Ananda has asked for the wisdom of the Perl Monks concerning the following question:

Hello monks, here is the problem statement: A string (xml) has continuesly occuring of a pattern like

"<name>abc</name><name>def</name>"

This pattern can occur n number of times.

This pattern pattern needs to be replaced with "<names>abc,def,ghi</names>.

Can this be acheived by the search and replace method or is there another approach. Please advice . Thanks in advance.

Ananda

Replies are listed 'Best First'.
Re: replacing continuesly occuring pattern
by CountZero (Bishop) on Apr 16, 2005 at 09:34 UTC
    Several options are open:
    • Painstakingly go through your xml-file with a regex on a line-by-line basis, selecting everyting between <name></name>-tags and pushing this into an array and finally outputting the array between a <names></names> tag.

      This may work, but is considered prone to breaking if your xml-file spans the tags over multiple lines, or your tags will include other tags, or ... .

    • Much better is it to use a module like XML::Parser which will parse your xml-file and allow you to extract whatever you want from the xml-file
    • Or you could go the XSLT-way and transform your xml-file into another xml-file.

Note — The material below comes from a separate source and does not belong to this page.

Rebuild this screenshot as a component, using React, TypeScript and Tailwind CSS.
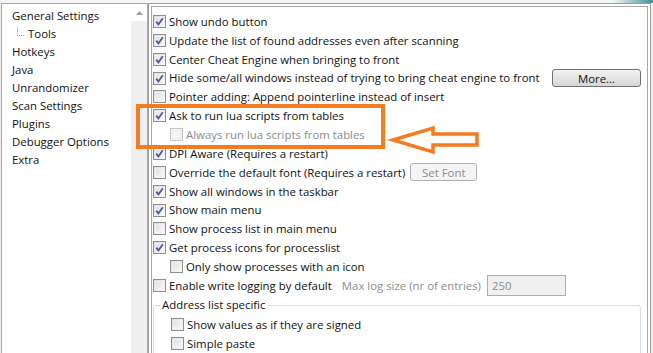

Excellent XSLT-modules exist, such as Xml::Sablotron or XML-LibXSLT or use XML::XSLT::Wrapper which provides a consistent interface to various XSLT-engines.

    CountZero

    "If you have four groups working on a compiler, you'll get a 4-pass compiler." - Conway's Law

Re: replacing continuesly occuring pattern
by hv (Prior) on Apr 16, 2005 at 15:39 UTC

    It's generally not considered a good idea to manipulate XML with regular expressions - dedicated XML parsing modules tend to do a better job.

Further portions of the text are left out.